Aim:
Skip the pictures and quote all of the lines exactly.

Supplied information:
========

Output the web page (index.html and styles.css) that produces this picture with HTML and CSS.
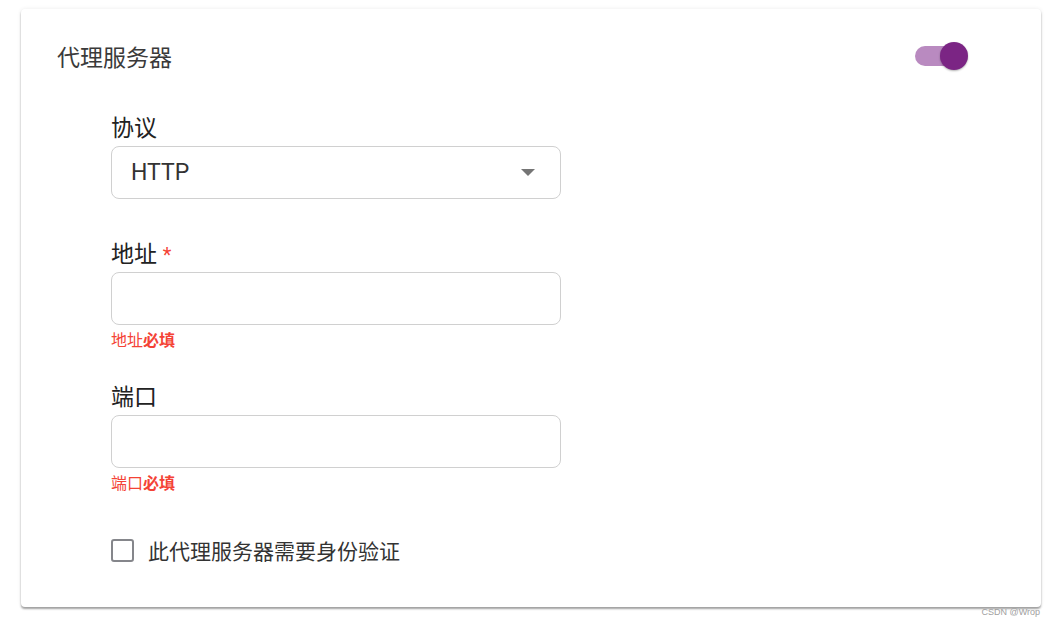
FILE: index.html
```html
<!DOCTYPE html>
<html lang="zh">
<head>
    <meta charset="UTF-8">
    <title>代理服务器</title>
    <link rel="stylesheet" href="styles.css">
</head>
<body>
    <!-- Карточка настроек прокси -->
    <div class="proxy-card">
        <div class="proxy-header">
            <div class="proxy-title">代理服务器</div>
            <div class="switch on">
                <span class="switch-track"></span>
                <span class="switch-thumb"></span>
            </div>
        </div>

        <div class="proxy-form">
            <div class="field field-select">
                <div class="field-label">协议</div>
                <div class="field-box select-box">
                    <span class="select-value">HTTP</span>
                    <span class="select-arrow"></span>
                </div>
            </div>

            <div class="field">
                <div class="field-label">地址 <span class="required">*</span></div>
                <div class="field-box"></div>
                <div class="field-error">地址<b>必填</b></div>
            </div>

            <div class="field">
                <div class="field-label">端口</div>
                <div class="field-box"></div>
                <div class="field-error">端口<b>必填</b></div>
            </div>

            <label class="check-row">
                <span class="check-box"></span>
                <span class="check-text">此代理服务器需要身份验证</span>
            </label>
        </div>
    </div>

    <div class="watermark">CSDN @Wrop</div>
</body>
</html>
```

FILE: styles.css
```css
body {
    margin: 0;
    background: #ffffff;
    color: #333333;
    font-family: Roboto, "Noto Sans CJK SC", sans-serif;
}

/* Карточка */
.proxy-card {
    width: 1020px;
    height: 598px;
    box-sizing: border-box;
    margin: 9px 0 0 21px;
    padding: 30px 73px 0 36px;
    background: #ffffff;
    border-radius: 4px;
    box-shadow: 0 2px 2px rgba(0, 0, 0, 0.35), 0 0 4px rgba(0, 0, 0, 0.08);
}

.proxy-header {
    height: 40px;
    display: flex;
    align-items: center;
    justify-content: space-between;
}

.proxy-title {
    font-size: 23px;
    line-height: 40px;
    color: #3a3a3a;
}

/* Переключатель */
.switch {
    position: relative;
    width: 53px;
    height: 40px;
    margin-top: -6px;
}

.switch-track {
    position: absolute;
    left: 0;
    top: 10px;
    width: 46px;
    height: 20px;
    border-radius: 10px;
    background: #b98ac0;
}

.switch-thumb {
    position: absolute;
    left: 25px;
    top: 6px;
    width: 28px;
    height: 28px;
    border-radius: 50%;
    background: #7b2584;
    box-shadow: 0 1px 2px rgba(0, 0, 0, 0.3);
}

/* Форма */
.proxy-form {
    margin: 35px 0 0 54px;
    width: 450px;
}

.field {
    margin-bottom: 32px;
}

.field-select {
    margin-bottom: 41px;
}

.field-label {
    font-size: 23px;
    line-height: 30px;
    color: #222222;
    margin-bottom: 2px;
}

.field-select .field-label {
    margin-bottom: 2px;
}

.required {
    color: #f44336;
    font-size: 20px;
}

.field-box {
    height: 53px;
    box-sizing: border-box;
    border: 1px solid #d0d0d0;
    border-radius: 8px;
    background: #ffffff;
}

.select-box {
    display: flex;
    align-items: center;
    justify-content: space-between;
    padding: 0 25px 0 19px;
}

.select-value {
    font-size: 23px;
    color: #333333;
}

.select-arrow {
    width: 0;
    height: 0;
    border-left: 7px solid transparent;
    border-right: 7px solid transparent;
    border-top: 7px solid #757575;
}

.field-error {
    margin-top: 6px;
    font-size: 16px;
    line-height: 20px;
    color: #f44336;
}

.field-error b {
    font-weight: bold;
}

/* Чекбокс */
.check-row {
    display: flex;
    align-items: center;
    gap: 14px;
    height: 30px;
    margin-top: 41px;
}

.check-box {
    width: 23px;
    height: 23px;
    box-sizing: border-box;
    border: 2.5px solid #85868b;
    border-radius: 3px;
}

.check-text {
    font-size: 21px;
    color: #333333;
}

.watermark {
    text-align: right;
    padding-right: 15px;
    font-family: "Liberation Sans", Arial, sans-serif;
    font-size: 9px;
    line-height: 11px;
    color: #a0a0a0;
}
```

========

Finished exercise:
Output the web page (index.html and styles.css) that produces this picture with HTML and CSS.
FILE: index.html
```html
<!DOCTYPE html>
<html lang="zh">
<head>
    <meta charset="UTF-8">
    <title>代理服务器</title>
    <link rel="stylesheet" href="styles.css">
</head>
<body>
    <!-- Карточка настроек прокси -->
    <div class="proxy-card">
        <div class="proxy-header">
            <div class="proxy-title">代理服务器</div>
            <div class="switch on">
                <span class="switch-track"></span>
                <span class="switch-thumb"></span>
            </div>
        </div>

        <div class="proxy-form">
            <div class="field field-select">
                <div class="field-label">协议</div>
                <div class="field-box select-box">
                    <span class="select-value">HTTP</span>
                    <span class="select-arrow"></span>
                </div>
            </div>

            <div class="field">
                <div class="field-label">地址 <span class="required">*</span></div>
                <div class="field-box"></div>
                <div class="field-error">地址<b>必填</b></div>
            </div>

            <div class="field">
                <div class="field-label">端口</div>
                <div class="field-box"></div>
                <div class="field-error">端口<b>必填</b></div>
            </div>

            <label class="check-row">
                <span class="check-box"></span>
                <span class="check-text">此代理服务器需要身份验证</span>
            </label>
        </div>
    </div>

    <div class="watermark">CSDN @Wrop</div>
</body>
</html>
```

FILE: styles.css
```css
body {
    margin: 0;
    background: #ffffff;
    color: #333333;
    font-family: Roboto, "Noto Sans CJK SC", sans-serif;
}

/* Карточка */
.proxy-card {
    width: 1020px;
    height: 598px;
    box-sizing: border-box;
    margin: 9px 0 0 21px;
    padding: 30px 73px 0 36px;
    background: #ffffff;
    border-radius: 4px;
    box-shadow: 0 2px 2px rgba(0, 0, 0, 0.35), 0 0 4px rgba(0, 0, 0, 0.08);
}

.proxy-header {
    height: 40px;
    display: flex;
    align-items: center;
    justify-content: space-between;
}

.proxy-title {
    font-size: 23px;
    line-height: 40px;
    color: #3a3a3a;
}

/* Переключатель */
.switch {
    position: relative;
    width: 53px;
    height: 40px;
    margin-top: -6px;
}

.switch-track {
    position: absolute;
    left: 0;
    top: 10px;
    width: 46px;
    height: 20px;
    border-radius: 10px;
    background: #b98ac0;
}

.switch-thumb {
    position: absolute;
    left: 25px;
    top: 6px;
    width: 28px;
    height: 28px;
    border-radius: 50%;
    background: #7b2584;
    box-shadow: 0 1px 2px rgba(0, 0, 0, 0.3);
}

/* Форма */
.proxy-form {
    margin: 35px 0 0 54px;
    width: 450px;
}

.field {
    margin-bottom: 32px;
}

.field-select {
    margin-bottom: 41px;
}

.field-label {
    font-size: 23px;
    line-height: 30px;
    color: #222222;
    margin-bottom: 2px;
}

.field-select .field-label {
    margin-bottom: 2px;
}

.required {
    color: #f44336;
    font-size: 20px;
}

.field-box {
    height: 53px;
    box-sizing: border-box;
    border: 1px solid #d0d0d0;
    border-radius: 8px;
    background: #ffffff;
}

.select-box {
    display: flex;
    align-items: center;
    justify-content: space-between;
    padding: 0 25px 0 19px;
}

.select-value {
    font-size: 23px;
    color: #333333;
}

.select-arrow {
    width: 0;
    height: 0;
    border-left: 7px solid transparent;
    border-right: 7px solid transparent;
    border-top: 7px solid #757575;
}

.field-error {
    margin-top: 6px;
    font-size: 16px;
    line-height: 20px;
    color: #f44336;
}

.field-error b {
    font-weight: bold;
}

/* Чекбокс */
.check-row {
    display: flex;
    align-items: center;
    gap: 14px;
    height: 30px;
    margin-top: 41px;
}

.check-box {
    width: 23px;
    height: 23px;
    box-sizing: border-box;
    border: 2.5px solid #85868b;
    border-radius: 3px;
}

.check-text {
    font-size: 21px;
    color: #333333;
}

.watermark {
    text-align: right;
    padding-right: 15px;
    font-family: "Liberation Sans", Arial, sans-serif;
    font-size: 9px;
    line-height: 11px;
    color: #a0a0a0;
}
```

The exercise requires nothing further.